### Your goal
Here are records with pictures in them. Copy all of them exactly and leave the pictures out.

Front-end source files
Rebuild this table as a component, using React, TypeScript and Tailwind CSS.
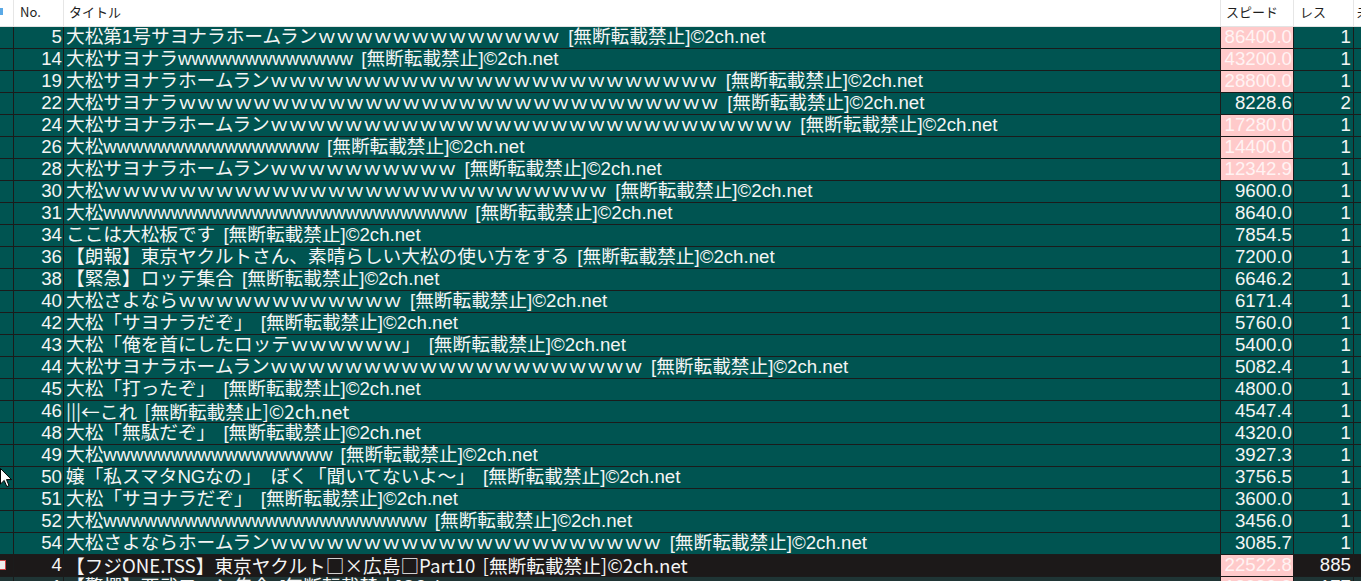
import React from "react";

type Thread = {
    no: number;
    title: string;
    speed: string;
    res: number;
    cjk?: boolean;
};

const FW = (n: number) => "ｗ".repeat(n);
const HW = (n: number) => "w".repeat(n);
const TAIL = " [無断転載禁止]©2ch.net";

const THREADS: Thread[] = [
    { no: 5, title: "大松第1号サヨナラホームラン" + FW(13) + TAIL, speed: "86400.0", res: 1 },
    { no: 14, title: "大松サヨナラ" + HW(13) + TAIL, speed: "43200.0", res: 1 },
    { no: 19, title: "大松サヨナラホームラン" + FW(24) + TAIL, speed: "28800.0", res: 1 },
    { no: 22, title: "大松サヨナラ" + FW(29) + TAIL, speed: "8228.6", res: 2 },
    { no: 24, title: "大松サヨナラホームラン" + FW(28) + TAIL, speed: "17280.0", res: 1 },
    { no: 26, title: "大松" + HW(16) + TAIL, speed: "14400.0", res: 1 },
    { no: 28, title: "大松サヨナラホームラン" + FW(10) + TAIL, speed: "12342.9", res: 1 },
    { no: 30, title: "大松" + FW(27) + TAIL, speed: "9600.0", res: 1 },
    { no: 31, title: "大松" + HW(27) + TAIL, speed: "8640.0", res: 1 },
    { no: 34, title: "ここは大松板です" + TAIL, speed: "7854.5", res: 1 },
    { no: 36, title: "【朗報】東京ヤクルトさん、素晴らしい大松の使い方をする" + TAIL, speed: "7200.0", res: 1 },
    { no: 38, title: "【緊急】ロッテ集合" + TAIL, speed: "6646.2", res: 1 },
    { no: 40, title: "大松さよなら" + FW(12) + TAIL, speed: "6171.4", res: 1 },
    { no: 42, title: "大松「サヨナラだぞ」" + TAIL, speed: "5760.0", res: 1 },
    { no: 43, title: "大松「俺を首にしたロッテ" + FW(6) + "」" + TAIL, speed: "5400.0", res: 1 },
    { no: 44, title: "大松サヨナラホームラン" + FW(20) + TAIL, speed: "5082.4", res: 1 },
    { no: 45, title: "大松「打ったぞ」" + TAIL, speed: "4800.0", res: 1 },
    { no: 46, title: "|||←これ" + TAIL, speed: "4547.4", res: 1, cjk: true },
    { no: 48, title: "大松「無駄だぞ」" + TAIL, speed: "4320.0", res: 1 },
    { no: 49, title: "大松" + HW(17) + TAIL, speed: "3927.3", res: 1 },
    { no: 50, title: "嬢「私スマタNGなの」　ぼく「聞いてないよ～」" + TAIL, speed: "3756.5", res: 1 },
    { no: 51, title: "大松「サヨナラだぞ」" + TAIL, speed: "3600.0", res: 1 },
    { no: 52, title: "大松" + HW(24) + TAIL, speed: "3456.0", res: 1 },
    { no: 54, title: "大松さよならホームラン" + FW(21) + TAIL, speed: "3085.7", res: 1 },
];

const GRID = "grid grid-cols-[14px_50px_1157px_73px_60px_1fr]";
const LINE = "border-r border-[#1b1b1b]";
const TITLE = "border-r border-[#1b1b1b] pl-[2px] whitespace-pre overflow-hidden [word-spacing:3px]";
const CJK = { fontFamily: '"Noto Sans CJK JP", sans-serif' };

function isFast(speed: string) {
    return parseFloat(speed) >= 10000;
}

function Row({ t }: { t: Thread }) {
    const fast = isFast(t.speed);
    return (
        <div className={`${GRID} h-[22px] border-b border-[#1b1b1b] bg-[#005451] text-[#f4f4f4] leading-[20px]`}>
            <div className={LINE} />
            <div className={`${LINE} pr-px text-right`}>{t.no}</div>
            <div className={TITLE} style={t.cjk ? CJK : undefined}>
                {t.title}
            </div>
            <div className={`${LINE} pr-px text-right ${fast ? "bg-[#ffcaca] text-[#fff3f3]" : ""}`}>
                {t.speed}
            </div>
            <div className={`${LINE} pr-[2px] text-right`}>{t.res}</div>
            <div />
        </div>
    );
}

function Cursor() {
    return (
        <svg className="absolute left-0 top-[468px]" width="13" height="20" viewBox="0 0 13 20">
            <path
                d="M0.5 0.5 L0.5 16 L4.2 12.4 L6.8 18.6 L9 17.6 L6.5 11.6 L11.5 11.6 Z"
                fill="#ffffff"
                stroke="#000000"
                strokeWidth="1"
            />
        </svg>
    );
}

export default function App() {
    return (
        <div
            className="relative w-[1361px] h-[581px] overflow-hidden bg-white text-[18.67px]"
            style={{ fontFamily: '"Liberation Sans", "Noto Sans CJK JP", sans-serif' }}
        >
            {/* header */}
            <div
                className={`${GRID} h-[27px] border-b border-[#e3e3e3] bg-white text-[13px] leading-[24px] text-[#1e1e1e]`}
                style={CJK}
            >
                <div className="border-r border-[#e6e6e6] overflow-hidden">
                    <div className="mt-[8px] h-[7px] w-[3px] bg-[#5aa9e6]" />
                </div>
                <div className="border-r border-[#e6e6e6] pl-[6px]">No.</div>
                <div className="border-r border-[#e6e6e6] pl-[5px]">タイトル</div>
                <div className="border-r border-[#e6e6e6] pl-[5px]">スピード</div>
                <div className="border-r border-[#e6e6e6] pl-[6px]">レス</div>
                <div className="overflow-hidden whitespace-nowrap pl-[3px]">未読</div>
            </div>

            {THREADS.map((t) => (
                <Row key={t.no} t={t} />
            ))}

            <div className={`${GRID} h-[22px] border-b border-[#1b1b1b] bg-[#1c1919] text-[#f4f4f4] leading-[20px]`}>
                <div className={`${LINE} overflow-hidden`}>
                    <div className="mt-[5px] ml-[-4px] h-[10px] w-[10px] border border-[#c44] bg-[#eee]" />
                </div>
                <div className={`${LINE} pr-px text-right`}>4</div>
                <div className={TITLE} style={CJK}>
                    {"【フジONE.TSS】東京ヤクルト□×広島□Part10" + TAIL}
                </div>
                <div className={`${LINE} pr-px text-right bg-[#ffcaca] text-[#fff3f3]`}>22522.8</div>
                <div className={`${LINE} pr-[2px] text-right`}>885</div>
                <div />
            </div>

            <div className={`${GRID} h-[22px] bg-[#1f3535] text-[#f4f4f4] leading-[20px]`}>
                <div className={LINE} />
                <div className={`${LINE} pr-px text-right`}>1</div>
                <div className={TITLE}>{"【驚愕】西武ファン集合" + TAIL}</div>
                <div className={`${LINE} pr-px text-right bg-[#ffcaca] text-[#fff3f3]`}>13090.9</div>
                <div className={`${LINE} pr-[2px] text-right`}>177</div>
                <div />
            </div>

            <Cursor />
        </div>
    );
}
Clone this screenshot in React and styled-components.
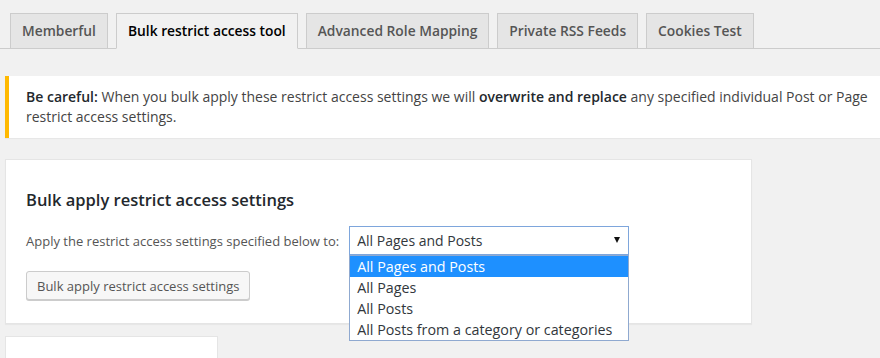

### Problem solution
Rebuild this table as a component, using React, TypeScript and Tailwind CSS.
import React from "react";

type Thread = {
    no: number;
    title: string;
    speed: string;
    res: number;
    cjk?: boolean;
};

const FW = (n: number) => "ｗ".repeat(n);
const HW = (n: number) => "w".repeat(n);
const TAIL = " [無断転載禁止]©2ch.net";

const THREADS: Thread[] = [
    { no: 5, title: "大松第1号サヨナラホームラン" + FW(13) + TAIL, speed: "86400.0", res: 1 },
    { no: 14, title: "大松サヨナラ" + HW(13) + TAIL, speed: "43200.0", res: 1 },
    { no: 19, title: "大松サヨナラホームラン" + FW(24) + TAIL, speed: "28800.0", res: 1 },
    { no: 22, title: "大松サヨナラ" + FW(29) + TAIL, speed: "8228.6", res: 2 },
    { no: 24, title: "大松サヨナラホームラン" + FW(28) + TAIL, speed: "17280.0", res: 1 },
    { no: 26, title: "大松" + HW(16) + TAIL, speed: "14400.0", res: 1 },
    { no: 28, title: "大松サヨナラホームラン" + FW(10) + TAIL, speed: "12342.9", res: 1 },
    { no: 30, title: "大松" + FW(27) + TAIL, speed: "9600.0", res: 1 },
    { no: 31, title: "大松" + HW(27) + TAIL, speed: "8640.0", res: 1 },
    { no: 34, title: "ここは大松板です" + TAIL, speed: "7854.5", res: 1 },
    { no: 36, title: "【朗報】東京ヤクルトさん、素晴らしい大松の使い方をする" + TAIL, speed: "7200.0", res: 1 },
    { no: 38, title: "【緊急】ロッテ集合" + TAIL, speed: "6646.2", res: 1 },
    { no: 40, title: "大松さよなら" + FW(12) + TAIL, speed: "6171.4", res: 1 },
    { no: 42, title: "大松「サヨナラだぞ」" + TAIL, speed: "5760.0", res: 1 },
    { no: 43, title: "大松「俺を首にしたロッテ" + FW(6) + "」" + TAIL, speed: "5400.0", res: 1 },
    { no: 44, title: "大松サヨナラホームラン" + FW(20) + TAIL, speed: "5082.4", res: 1 },
    { no: 45, title: "大松「打ったぞ」" + TAIL, speed: "4800.0", res: 1 },
    { no: 46, title: "|||←これ" + TAIL, speed: "4547.4", res: 1, cjk: true },
    { no: 48, title: "大松「無駄だぞ」" + TAIL, speed: "4320.0", res: 1 },
    { no: 49, title: "大松" + HW(17) + TAIL, speed: "3927.3", res: 1 },
    { no: 50, title: "嬢「私スマタNGなの」　ぼく「聞いてないよ～」" + TAIL, speed: "3756.5", res: 1 },
    { no: 51, title: "大松「サヨナラだぞ」" + TAIL, speed: "3600.0", res: 1 },
    { no: 52, title: "大松" + HW(24) + TAIL, speed: "3456.0", res: 1 },
    { no: 54, title: "大松さよならホームラン" + FW(21) + TAIL, speed: "3085.7", res: 1 },
];

const GRID = "grid grid-cols-[14px_50px_1157px_73px_60px_1fr]";
const LINE = "border-r border-[#1b1b1b]";
const TITLE = "border-r border-[#1b1b1b] pl-[2px] whitespace-pre overflow-hidden [word-spacing:3px]";
const CJK = { fontFamily: '"Noto Sans CJK JP", sans-serif' };

function isFast(speed: string) {
    return parseFloat(speed) >= 10000;
}

function Row({ t }: { t: Thread }) {
    const fast = isFast(t.speed);
    return (
        <div className={`${GRID} h-[22px] border-b border-[#1b1b1b] bg-[#005451] text-[#f4f4f4] leading-[20px]`}>
            <div className={LINE} />
            <div className={`${LINE} pr-px text-right`}>{t.no}</div>
            <div className={TITLE} style={t.cjk ? CJK : undefined}>
                {t.title}
            </div>
            <div className={`${LINE} pr-px text-right ${fast ? "bg-[#ffcaca] text-[#fff3f3]" : ""}`}>
                {t.speed}
            </div>
            <div className={`${LINE} pr-[2px] text-right`}>{t.res}</div>
            <div />
        </div>
    );
}

function Cursor() {
    return (
        <svg className="absolute left-0 top-[468px]" width="13" height="20" viewBox="0 0 13 20">
            <path
                d="M0.5 0.5 L0.5 16 L4.2 12.4 L6.8 18.6 L9 17.6 L6.5 11.6 L11.5 11.6 Z"
                fill="#ffffff"
                stroke="#000000"
                strokeWidth="1"
            />
        </svg>
    );
}

export default function App() {
    return (
        <div
            className="relative w-[1361px] h-[581px] overflow-hidden bg-white text-[18.67px]"
            style={{ fontFamily: '"Liberation Sans", "Noto Sans CJK JP", sans-serif' }}
        >
            {/* header */}
            <div
                className={`${GRID} h-[27px] border-b border-[#e3e3e3] bg-white text-[13px] leading-[24px] text-[#1e1e1e]`}
                style={CJK}
            >
                <div className="border-r border-[#e6e6e6] overflow-hidden">
                    <div className="mt-[8px] h-[7px] w-[3px] bg-[#5aa9e6]" />
                </div>
                <div className="border-r border-[#e6e6e6] pl-[6px]">No.</div>
                <div className="border-r border-[#e6e6e6] pl-[5px]">タイトル</div>
                <div className="border-r border-[#e6e6e6] pl-[5px]">スピード</div>
                <div className="border-r border-[#e6e6e6] pl-[6px]">レス</div>
                <div className="overflow-hidden whitespace-nowrap pl-[3px]">未読</div>
            </div>

            {THREADS.map((t) => (
                <Row key={t.no} t={t} />
            ))}

            <div className={`${GRID} h-[22px] border-b border-[#1b1b1b] bg-[#1c1919] text-[#f4f4f4] leading-[20px]`}>
                <div className={`${LINE} overflow-hidden`}>
                    <div className="mt-[5px] ml-[-4px] h-[10px] w-[10px] border border-[#c44] bg-[#eee]" />
                </div>
                <div className={`${LINE} pr-px text-right`}>4</div>
                <div className={TITLE} style={CJK}>
                    {"【フジONE.TSS】東京ヤクルト□×広島□Part10" + TAIL}
                </div>
                <div className={`${LINE} pr-px text-right bg-[#ffcaca] text-[#fff3f3]`}>22522.8</div>
                <div className={`${LINE} pr-[2px] text-right`}>885</div>
                <div />
            </div>

            <div className={`${GRID} h-[22px] bg-[#1f3535] text-[#f4f4f4] leading-[20px]`}>
                <div className={LINE} />
                <div className={`${LINE} pr-px text-right`}>1</div>
                <div className={TITLE}>{"【驚愕】西武ファン集合" + TAIL}</div>
                <div className={`${LINE} pr-px text-right bg-[#ffcaca] text-[#fff3f3]`}>13090.9</div>
                <div className={`${LINE} pr-[2px] text-right`}>177</div>
                <div />
            </div>

            <Cursor />
        </div>
    );
}
Clone this screenshot in React and styled-components.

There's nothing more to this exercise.